*Data:*
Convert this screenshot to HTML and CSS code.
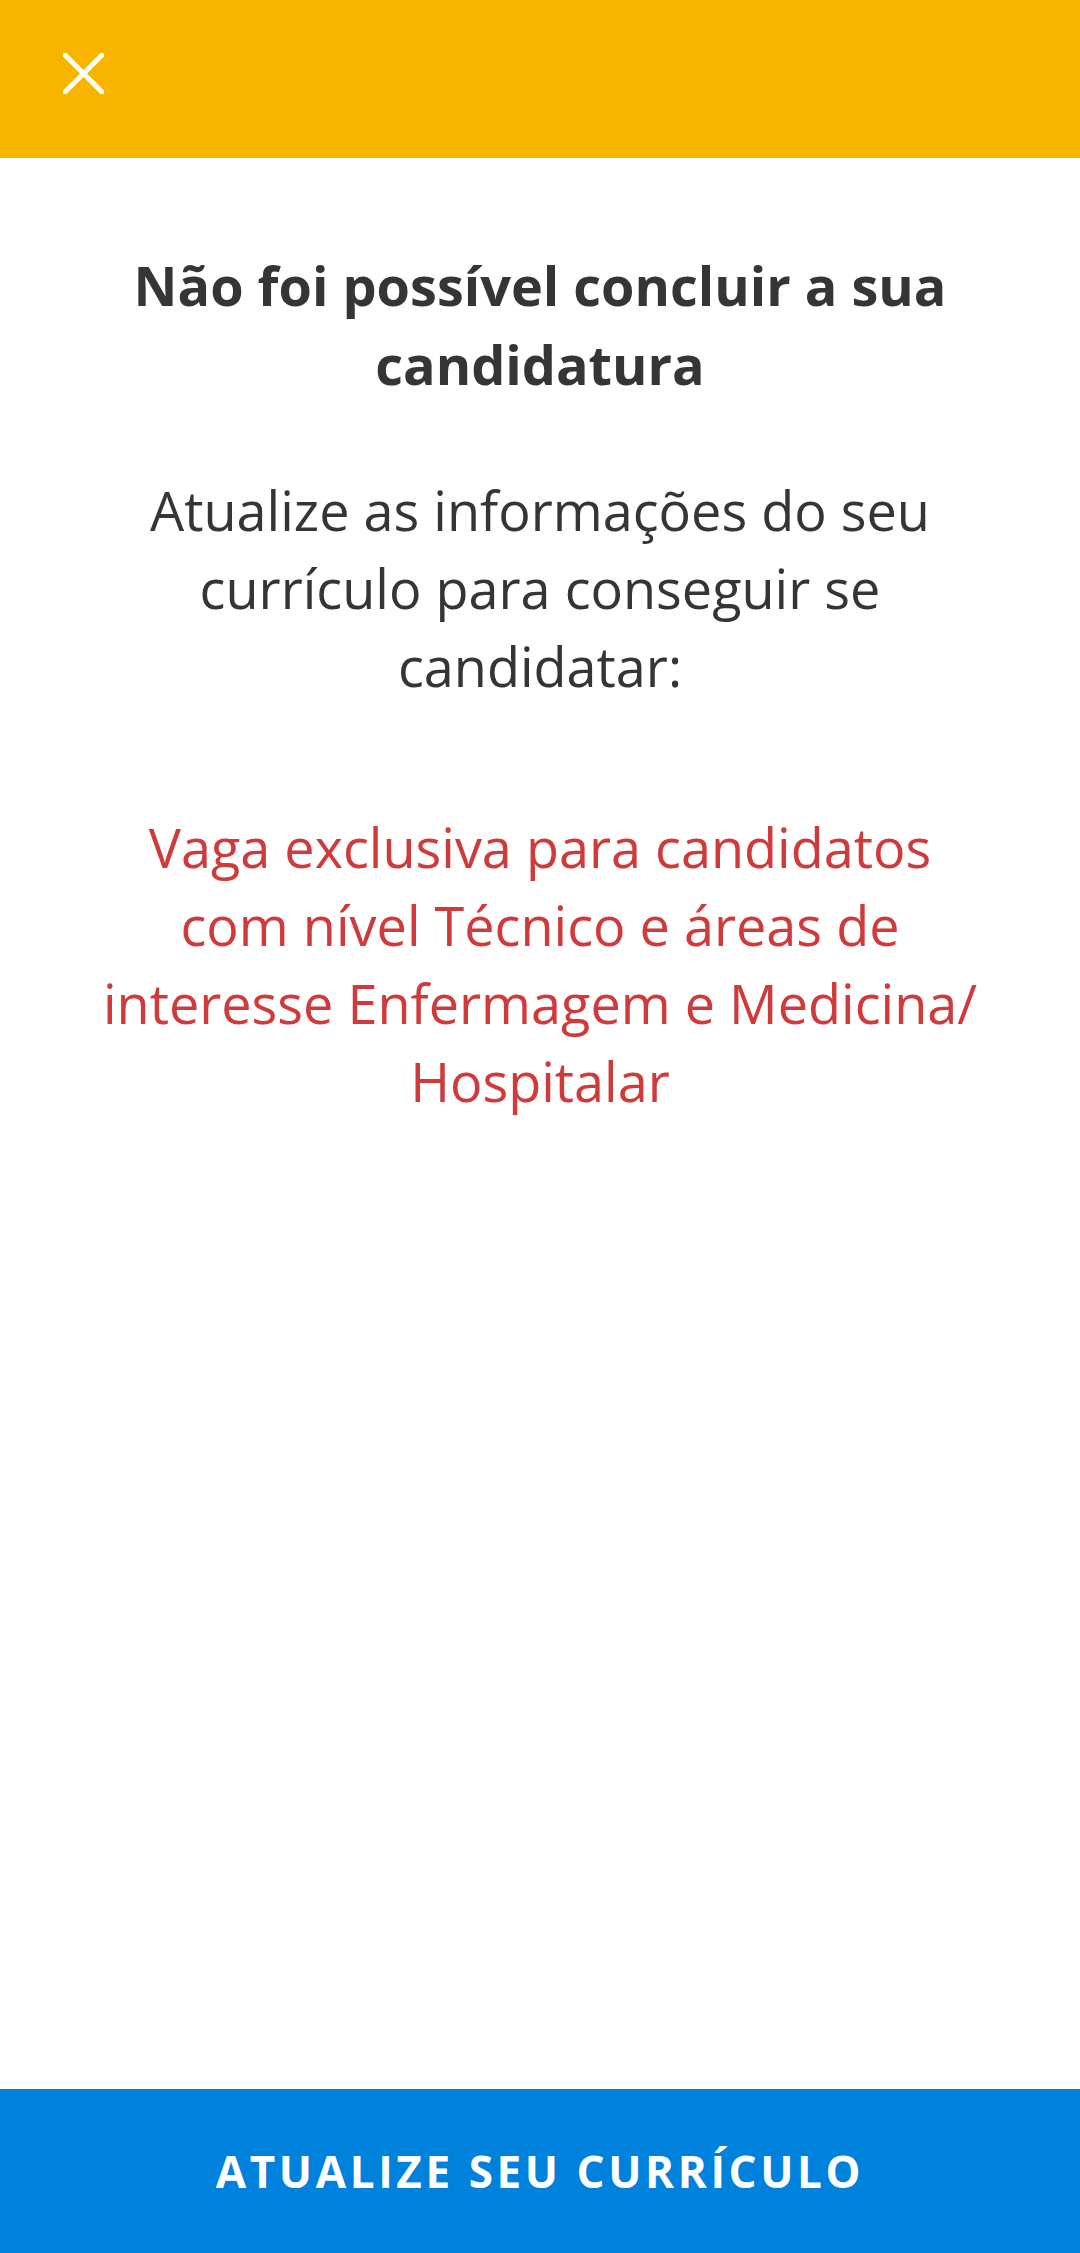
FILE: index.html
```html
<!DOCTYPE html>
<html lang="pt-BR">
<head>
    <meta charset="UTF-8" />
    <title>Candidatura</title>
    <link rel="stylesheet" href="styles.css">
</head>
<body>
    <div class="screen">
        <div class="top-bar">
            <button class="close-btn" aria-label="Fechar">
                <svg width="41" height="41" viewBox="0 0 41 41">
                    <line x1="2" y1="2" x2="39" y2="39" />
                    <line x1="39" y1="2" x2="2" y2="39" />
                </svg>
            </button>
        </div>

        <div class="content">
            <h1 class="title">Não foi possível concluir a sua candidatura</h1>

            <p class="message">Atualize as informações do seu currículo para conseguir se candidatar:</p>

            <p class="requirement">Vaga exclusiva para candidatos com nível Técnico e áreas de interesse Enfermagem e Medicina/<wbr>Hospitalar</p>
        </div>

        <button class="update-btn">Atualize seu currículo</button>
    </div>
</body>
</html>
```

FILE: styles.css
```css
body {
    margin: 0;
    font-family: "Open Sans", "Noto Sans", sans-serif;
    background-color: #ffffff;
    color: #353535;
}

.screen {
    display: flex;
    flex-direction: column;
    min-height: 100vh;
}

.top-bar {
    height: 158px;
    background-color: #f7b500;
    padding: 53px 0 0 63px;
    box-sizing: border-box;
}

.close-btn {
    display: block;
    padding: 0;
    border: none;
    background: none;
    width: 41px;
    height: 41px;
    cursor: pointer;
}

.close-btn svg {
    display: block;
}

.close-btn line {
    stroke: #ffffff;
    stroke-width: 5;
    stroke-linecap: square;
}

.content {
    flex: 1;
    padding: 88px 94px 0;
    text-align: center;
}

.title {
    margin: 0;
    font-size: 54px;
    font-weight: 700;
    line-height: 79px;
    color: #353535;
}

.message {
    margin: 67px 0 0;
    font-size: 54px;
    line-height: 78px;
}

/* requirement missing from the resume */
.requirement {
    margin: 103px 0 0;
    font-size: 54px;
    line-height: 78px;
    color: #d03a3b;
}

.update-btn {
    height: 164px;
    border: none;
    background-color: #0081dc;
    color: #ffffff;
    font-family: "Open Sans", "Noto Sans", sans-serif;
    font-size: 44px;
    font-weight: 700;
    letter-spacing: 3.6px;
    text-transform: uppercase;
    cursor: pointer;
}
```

*The task:*
Using the material above, return every line exactly as it appears, minus the pictures.

*Solution below:*
Convert this screenshot to HTML and CSS code.
FILE: index.html
```html
<!DOCTYPE html>
<html lang="pt-BR">
<head>
    <meta charset="UTF-8" />
    <title>Candidatura</title>
    <link rel="stylesheet" href="styles.css">
</head>
<body>
    <div class="screen">
        <div class="top-bar">
            <button class="close-btn" aria-label="Fechar">
                <svg width="41" height="41" viewBox="0 0 41 41">
                    <line x1="2" y1="2" x2="39" y2="39" />
                    <line x1="39" y1="2" x2="2" y2="39" />
                </svg>
            </button>
        </div>

        <div class="content">
            <h1 class="title">Não foi possível concluir a sua candidatura</h1>

            <p class="message">Atualize as informações do seu currículo para conseguir se candidatar:</p>

            <p class="requirement">Vaga exclusiva para candidatos com nível Técnico e áreas de interesse Enfermagem e Medicina/<wbr>Hospitalar</p>
        </div>

        <button class="update-btn">Atualize seu currículo</button>
    </div>
</body>
</html>
```

FILE: styles.css
```css
body {
    margin: 0;
    font-family: "Open Sans", "Noto Sans", sans-serif;
    background-color: #ffffff;
    color: #353535;
}

.screen {
    display: flex;
    flex-direction: column;
    min-height: 100vh;
}

.top-bar {
    height: 158px;
    background-color: #f7b500;
    padding: 53px 0 0 63px;
    box-sizing: border-box;
}

.close-btn {
    display: block;
    padding: 0;
    border: none;
    background: none;
    width: 41px;
    height: 41px;
    cursor: pointer;
}

.close-btn svg {
    display: block;
}

.close-btn line {
    stroke: #ffffff;
    stroke-width: 5;
    stroke-linecap: square;
}

.content {
    flex: 1;
    padding: 88px 94px 0;
    text-align: center;
}

.title {
    margin: 0;
    font-size: 54px;
    font-weight: 700;
    line-height: 79px;
    color: #353535;
}

.message {
    margin: 67px 0 0;
    font-size: 54px;
    line-height: 78px;
}

/* requirement missing from the resume */
.requirement {
    margin: 103px 0 0;
    font-size: 54px;
    line-height: 78px;
    color: #d03a3b;
}

.update-btn {
    height: 164px;
    border: none;
    background-color: #0081dc;
    color: #ffffff;
    font-family: "Open Sans", "Noto Sans", sans-serif;
    font-size: 44px;
    font-weight: 700;
    letter-spacing: 3.6px;
    text-transform: uppercase;
    cursor: pointer;
}
```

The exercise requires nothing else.